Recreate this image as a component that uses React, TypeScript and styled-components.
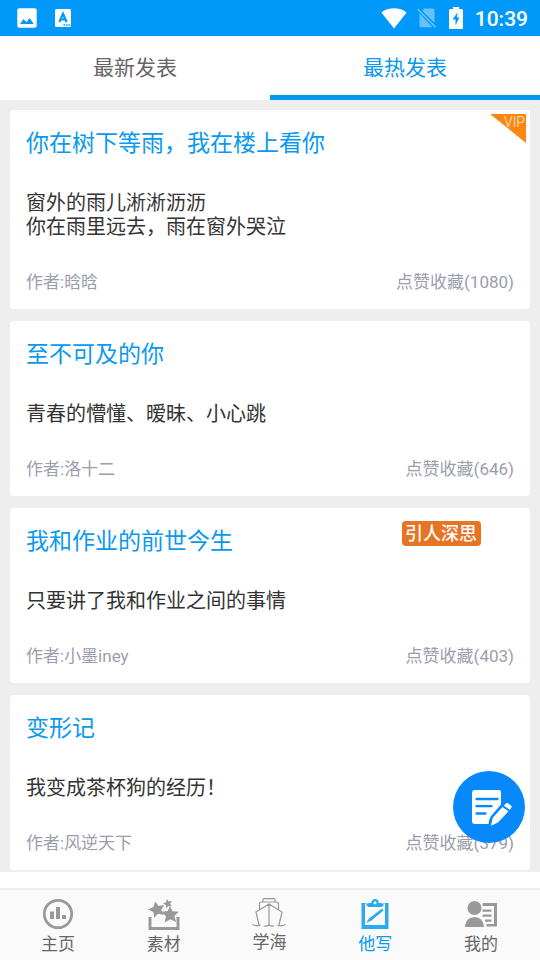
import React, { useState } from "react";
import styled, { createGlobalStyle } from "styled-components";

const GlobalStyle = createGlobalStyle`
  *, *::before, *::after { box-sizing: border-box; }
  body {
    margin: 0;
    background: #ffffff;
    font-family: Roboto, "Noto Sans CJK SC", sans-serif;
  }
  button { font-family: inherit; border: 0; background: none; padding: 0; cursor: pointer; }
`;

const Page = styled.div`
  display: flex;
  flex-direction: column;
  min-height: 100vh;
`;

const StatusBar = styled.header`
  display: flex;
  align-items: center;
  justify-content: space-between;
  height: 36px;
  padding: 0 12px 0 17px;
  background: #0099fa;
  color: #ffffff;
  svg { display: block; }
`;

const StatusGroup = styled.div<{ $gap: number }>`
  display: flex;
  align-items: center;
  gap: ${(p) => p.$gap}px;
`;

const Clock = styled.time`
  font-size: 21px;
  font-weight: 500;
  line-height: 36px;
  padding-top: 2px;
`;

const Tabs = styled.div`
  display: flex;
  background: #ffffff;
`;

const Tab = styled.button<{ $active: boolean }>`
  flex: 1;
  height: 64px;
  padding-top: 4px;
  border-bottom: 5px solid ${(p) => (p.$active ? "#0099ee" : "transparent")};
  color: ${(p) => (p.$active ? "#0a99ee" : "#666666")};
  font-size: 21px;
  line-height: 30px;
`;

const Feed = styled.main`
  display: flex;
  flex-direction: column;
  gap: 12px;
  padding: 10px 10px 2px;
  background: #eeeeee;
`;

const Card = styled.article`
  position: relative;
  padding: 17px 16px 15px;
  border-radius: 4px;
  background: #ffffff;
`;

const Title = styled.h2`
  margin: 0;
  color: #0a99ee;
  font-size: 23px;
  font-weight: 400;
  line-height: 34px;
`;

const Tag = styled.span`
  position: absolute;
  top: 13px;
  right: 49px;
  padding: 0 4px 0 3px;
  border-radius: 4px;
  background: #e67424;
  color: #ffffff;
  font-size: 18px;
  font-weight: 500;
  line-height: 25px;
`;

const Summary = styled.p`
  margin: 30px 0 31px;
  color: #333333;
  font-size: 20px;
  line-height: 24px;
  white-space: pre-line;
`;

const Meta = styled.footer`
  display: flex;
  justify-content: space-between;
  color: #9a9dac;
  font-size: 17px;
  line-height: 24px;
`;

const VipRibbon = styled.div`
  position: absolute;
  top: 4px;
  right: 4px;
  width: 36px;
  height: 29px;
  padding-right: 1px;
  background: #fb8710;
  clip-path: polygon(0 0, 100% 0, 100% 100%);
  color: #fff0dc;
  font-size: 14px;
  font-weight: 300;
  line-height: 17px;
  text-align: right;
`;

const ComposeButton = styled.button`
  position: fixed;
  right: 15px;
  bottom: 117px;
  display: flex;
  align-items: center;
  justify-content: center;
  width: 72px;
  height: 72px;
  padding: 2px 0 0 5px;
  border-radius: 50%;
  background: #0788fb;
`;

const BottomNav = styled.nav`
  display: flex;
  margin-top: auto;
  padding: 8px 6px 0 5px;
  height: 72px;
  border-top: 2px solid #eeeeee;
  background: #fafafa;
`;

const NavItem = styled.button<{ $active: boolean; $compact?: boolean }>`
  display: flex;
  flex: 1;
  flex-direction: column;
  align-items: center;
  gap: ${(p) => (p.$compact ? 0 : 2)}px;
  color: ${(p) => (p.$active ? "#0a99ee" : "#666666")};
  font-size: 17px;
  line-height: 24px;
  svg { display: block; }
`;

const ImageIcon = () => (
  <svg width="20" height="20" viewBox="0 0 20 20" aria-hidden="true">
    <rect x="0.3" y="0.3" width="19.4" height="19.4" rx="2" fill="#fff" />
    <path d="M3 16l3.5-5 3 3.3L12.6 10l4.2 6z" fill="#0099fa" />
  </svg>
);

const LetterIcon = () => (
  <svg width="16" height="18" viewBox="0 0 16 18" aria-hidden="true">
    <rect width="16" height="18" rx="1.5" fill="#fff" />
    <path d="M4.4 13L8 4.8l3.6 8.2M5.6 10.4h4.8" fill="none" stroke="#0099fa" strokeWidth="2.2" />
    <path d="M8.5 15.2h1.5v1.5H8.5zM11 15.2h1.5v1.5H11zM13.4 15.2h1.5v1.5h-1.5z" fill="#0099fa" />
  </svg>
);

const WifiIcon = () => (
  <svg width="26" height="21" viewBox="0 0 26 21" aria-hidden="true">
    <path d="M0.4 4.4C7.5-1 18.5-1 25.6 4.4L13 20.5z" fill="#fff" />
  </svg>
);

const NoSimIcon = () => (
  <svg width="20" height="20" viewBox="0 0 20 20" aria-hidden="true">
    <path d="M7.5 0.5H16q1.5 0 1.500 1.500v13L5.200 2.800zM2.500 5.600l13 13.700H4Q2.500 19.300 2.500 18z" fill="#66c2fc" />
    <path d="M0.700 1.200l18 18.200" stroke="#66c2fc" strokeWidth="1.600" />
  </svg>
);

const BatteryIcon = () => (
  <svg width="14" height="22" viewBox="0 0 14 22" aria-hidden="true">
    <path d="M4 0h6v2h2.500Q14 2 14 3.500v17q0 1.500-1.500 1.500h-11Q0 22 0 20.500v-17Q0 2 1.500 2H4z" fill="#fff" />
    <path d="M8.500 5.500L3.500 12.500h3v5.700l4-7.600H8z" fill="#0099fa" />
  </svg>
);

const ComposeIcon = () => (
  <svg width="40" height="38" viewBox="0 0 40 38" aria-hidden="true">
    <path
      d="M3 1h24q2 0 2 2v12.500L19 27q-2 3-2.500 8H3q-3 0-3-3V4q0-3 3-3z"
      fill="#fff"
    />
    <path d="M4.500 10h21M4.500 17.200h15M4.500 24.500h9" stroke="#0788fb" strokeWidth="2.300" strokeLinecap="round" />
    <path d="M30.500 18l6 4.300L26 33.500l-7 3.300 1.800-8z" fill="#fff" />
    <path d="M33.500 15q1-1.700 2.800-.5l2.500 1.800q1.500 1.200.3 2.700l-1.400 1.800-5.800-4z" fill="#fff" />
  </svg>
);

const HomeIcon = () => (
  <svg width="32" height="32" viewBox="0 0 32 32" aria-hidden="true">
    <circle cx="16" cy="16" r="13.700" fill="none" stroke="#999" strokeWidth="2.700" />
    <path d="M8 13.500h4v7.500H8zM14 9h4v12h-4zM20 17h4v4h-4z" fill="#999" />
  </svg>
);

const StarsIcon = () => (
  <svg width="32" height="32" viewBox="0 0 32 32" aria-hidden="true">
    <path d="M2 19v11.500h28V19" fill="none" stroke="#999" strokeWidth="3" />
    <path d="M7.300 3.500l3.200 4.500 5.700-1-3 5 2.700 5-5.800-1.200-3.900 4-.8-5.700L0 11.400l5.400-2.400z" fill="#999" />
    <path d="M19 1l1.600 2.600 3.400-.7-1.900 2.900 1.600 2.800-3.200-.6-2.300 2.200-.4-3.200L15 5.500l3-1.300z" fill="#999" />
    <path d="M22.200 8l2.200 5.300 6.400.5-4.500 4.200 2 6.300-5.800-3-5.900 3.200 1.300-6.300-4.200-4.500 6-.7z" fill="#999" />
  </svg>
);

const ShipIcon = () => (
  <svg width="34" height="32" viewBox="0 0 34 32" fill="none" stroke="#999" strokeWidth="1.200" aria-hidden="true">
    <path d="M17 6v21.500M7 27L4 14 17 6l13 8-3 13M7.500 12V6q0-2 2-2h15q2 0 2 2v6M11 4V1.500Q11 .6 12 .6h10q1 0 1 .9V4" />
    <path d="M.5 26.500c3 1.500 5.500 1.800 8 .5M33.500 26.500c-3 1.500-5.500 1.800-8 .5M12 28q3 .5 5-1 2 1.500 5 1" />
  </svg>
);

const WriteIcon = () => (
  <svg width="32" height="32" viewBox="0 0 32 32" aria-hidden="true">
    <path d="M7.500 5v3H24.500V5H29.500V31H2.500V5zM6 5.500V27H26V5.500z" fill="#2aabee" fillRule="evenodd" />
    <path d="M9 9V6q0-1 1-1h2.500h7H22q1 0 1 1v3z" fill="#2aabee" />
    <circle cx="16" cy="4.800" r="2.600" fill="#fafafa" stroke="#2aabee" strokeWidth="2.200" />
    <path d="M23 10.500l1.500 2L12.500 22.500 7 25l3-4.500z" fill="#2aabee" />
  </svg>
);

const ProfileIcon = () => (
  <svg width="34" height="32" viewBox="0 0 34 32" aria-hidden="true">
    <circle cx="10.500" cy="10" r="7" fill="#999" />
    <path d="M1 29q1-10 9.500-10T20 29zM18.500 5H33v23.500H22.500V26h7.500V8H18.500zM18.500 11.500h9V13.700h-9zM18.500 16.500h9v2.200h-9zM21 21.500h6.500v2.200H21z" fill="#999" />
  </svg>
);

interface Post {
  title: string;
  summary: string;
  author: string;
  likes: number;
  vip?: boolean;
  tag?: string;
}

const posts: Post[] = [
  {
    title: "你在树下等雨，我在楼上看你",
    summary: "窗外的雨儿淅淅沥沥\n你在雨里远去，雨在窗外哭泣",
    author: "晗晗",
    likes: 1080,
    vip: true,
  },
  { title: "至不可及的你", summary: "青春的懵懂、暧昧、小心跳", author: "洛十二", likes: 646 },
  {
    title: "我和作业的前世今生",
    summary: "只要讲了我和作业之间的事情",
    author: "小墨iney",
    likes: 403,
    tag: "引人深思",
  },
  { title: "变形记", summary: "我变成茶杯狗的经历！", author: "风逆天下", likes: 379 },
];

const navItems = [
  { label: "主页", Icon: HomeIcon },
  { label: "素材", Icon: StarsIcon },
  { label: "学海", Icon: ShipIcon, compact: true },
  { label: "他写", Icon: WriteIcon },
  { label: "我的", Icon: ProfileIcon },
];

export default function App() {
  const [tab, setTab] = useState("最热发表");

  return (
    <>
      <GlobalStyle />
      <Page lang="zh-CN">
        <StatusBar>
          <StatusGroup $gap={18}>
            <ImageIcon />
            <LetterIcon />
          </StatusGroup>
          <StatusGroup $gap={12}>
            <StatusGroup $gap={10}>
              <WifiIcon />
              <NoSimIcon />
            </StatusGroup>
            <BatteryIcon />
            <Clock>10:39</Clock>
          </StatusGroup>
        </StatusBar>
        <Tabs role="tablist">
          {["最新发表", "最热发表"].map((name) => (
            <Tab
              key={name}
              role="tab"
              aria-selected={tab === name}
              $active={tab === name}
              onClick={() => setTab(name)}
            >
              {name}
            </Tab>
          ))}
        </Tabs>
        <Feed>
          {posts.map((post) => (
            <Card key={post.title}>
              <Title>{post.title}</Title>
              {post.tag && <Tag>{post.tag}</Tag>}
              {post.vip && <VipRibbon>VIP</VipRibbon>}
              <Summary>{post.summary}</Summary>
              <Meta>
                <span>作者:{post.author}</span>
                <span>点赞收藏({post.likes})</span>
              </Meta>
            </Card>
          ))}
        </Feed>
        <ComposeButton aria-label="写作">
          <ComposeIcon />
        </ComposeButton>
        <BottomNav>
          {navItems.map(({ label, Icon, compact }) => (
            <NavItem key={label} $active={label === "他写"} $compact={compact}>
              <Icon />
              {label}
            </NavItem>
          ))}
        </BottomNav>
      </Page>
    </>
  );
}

==============================

__INSTRUCTIONS FOR THE TASK__:
Go through the listing above and list every line that has the word "React".

__SOLVED EXERCISE__:
Recreate this image as a component that uses React, TypeScript and styled-components.
import React, { useState } from "react";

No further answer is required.